> [EXERCISE DESCRIPTION] Count the lines below that contain the word "React", and reply with only that number.

%%

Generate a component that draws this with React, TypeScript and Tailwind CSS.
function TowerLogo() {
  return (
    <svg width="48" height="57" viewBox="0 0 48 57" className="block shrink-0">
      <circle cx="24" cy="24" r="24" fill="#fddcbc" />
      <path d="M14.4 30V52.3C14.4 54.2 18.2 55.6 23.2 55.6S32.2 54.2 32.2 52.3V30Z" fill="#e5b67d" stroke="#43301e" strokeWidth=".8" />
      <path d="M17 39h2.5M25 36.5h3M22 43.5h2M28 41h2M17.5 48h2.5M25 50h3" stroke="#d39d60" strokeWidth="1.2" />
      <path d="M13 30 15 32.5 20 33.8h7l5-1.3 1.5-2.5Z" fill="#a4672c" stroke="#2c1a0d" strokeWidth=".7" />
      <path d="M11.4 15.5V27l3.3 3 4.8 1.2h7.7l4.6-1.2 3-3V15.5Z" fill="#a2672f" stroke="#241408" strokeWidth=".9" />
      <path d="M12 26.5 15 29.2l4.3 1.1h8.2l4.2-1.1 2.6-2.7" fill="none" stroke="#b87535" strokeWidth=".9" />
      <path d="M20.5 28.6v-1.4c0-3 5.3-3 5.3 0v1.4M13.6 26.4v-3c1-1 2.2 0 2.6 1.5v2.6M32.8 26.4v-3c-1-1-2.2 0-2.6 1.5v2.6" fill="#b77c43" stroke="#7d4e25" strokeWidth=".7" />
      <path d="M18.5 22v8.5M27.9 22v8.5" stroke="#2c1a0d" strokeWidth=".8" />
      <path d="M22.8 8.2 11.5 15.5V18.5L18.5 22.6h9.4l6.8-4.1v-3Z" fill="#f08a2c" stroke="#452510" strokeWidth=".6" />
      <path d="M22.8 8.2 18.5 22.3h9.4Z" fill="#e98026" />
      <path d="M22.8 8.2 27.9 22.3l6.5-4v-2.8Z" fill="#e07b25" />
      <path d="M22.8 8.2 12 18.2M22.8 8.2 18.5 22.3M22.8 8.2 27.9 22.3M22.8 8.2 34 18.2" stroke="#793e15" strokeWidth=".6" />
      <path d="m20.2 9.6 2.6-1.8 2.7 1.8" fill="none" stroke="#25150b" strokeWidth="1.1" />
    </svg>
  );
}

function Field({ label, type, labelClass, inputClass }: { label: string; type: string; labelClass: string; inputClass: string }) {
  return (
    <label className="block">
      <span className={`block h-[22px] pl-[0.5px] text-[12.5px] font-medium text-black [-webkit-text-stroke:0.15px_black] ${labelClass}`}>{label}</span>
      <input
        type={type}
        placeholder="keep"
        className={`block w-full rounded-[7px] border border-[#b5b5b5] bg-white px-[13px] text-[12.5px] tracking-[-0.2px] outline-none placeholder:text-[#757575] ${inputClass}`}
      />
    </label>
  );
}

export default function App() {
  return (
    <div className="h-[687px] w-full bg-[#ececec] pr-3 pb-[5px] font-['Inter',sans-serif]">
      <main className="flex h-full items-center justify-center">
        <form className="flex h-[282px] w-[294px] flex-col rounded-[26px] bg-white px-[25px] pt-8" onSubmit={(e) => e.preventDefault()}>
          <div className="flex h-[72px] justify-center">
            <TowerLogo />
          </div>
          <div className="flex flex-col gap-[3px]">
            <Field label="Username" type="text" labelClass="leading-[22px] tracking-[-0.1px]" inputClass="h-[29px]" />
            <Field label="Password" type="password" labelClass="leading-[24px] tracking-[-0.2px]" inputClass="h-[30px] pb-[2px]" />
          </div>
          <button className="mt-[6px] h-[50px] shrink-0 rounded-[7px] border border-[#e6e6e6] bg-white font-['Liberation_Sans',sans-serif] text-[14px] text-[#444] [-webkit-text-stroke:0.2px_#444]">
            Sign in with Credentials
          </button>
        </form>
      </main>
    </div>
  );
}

%%
%%

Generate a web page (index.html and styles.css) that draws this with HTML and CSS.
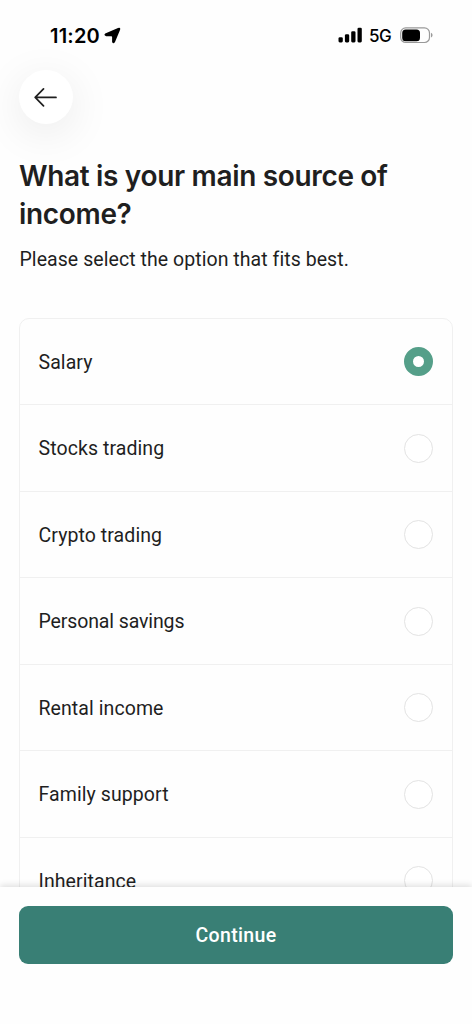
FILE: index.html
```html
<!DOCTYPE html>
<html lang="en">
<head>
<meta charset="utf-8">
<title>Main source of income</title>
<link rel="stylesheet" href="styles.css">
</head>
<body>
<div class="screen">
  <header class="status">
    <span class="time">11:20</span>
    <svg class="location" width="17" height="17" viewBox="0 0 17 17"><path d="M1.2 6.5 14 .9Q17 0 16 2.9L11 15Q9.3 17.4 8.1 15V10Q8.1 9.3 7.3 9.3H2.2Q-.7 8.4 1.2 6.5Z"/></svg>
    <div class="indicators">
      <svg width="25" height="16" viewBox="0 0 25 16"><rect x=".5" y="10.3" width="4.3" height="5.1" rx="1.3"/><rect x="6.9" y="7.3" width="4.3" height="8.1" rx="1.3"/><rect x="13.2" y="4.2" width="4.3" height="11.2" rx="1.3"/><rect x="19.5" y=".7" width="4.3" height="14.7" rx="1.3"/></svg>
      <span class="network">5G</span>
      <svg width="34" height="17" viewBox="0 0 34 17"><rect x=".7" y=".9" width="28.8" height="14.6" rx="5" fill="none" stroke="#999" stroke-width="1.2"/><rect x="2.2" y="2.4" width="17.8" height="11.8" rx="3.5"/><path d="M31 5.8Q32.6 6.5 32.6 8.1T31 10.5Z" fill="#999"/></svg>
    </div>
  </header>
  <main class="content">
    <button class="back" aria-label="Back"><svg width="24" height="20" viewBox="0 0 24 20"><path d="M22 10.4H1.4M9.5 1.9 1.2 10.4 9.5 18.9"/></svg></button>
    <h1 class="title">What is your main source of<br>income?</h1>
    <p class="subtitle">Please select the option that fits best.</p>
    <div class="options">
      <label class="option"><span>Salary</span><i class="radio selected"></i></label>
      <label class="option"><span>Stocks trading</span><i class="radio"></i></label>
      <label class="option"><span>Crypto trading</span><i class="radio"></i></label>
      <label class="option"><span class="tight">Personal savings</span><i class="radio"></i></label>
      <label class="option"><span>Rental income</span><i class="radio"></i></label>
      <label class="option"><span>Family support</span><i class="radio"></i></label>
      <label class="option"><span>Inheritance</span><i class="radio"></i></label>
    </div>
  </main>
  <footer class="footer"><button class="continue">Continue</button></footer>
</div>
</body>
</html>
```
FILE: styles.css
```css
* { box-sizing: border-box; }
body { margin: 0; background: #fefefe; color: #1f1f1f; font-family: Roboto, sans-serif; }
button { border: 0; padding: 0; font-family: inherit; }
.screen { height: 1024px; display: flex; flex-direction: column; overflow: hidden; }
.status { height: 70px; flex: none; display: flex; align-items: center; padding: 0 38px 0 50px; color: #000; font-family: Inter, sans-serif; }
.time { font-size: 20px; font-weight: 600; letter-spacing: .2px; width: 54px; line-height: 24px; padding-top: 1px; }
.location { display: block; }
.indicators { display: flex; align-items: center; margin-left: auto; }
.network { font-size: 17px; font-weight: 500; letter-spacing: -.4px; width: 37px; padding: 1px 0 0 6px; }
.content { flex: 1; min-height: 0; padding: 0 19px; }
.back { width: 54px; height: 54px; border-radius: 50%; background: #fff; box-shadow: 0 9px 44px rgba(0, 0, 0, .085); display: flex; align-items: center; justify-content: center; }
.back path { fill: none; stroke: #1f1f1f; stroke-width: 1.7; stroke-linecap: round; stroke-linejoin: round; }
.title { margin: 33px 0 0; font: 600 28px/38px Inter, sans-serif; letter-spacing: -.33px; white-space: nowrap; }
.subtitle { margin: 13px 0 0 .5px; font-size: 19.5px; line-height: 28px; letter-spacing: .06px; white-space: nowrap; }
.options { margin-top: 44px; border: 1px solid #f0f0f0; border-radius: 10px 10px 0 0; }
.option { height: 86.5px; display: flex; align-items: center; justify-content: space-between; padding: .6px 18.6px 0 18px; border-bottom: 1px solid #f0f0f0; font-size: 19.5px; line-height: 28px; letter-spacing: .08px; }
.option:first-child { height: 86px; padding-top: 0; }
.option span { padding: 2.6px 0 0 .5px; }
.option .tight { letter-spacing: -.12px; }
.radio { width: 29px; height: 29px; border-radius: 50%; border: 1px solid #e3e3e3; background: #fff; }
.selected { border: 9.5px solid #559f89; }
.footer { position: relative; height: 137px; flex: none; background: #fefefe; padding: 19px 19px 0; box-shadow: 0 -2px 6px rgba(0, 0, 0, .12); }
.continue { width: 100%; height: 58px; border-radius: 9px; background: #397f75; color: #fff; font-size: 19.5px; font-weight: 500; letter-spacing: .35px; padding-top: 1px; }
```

%%
%%

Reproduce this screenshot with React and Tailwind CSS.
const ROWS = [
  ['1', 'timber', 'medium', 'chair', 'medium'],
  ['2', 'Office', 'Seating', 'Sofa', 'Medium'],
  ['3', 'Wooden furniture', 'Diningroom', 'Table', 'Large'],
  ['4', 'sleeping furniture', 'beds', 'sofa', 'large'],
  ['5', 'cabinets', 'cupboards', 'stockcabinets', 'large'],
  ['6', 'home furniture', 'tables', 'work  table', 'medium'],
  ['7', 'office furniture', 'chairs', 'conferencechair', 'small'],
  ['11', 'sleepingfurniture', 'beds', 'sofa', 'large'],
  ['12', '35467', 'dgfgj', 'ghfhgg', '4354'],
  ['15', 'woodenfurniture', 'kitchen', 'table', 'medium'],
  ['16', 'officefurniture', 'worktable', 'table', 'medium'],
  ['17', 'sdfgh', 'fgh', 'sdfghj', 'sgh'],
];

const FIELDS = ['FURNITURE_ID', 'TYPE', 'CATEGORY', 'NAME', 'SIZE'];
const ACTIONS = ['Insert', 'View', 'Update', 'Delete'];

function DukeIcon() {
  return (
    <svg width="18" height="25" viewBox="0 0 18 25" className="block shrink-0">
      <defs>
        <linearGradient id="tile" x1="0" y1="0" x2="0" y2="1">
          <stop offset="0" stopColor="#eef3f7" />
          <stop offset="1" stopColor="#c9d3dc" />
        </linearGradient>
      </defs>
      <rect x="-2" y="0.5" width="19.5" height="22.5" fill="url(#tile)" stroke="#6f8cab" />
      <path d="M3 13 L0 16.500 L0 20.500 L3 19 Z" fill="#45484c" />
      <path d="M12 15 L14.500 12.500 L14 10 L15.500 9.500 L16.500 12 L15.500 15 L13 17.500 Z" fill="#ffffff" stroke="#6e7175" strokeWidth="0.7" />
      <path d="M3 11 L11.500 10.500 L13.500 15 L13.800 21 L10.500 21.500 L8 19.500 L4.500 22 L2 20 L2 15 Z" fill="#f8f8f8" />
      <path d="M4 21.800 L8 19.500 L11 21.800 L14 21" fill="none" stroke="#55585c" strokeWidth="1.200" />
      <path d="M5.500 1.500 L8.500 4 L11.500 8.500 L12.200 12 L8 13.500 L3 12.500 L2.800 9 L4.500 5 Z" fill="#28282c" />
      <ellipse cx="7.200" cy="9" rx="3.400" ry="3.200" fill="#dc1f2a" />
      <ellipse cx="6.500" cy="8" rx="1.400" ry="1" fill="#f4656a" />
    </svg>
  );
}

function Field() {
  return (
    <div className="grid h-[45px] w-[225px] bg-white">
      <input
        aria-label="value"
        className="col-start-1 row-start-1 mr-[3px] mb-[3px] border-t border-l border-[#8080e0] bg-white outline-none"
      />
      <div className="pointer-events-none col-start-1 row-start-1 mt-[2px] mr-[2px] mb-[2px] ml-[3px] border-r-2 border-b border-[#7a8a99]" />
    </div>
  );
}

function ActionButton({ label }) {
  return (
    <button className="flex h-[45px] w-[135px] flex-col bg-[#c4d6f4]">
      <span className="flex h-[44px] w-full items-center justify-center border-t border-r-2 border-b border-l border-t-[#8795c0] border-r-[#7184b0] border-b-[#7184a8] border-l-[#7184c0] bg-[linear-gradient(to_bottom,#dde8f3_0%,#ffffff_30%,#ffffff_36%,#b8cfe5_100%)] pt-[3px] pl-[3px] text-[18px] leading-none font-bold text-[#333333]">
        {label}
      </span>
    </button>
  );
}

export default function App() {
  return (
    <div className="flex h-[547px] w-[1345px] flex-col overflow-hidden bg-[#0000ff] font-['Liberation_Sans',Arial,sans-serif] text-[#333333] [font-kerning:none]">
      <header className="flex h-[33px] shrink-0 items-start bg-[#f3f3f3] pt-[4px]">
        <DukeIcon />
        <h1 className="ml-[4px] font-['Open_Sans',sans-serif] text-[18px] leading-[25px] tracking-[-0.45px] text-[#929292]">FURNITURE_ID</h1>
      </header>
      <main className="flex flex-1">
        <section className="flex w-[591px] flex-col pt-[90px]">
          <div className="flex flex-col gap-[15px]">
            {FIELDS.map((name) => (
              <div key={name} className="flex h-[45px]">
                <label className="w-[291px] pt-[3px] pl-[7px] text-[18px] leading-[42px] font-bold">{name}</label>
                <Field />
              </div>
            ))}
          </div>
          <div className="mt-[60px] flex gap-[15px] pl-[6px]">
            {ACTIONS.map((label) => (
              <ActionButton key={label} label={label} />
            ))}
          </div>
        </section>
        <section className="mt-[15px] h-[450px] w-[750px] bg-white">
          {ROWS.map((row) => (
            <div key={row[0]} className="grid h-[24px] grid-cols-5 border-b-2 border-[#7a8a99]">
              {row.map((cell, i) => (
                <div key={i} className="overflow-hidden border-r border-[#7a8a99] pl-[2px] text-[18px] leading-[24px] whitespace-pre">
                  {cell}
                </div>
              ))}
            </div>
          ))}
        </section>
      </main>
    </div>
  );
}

%%

> [FINISHED ANSWER] 2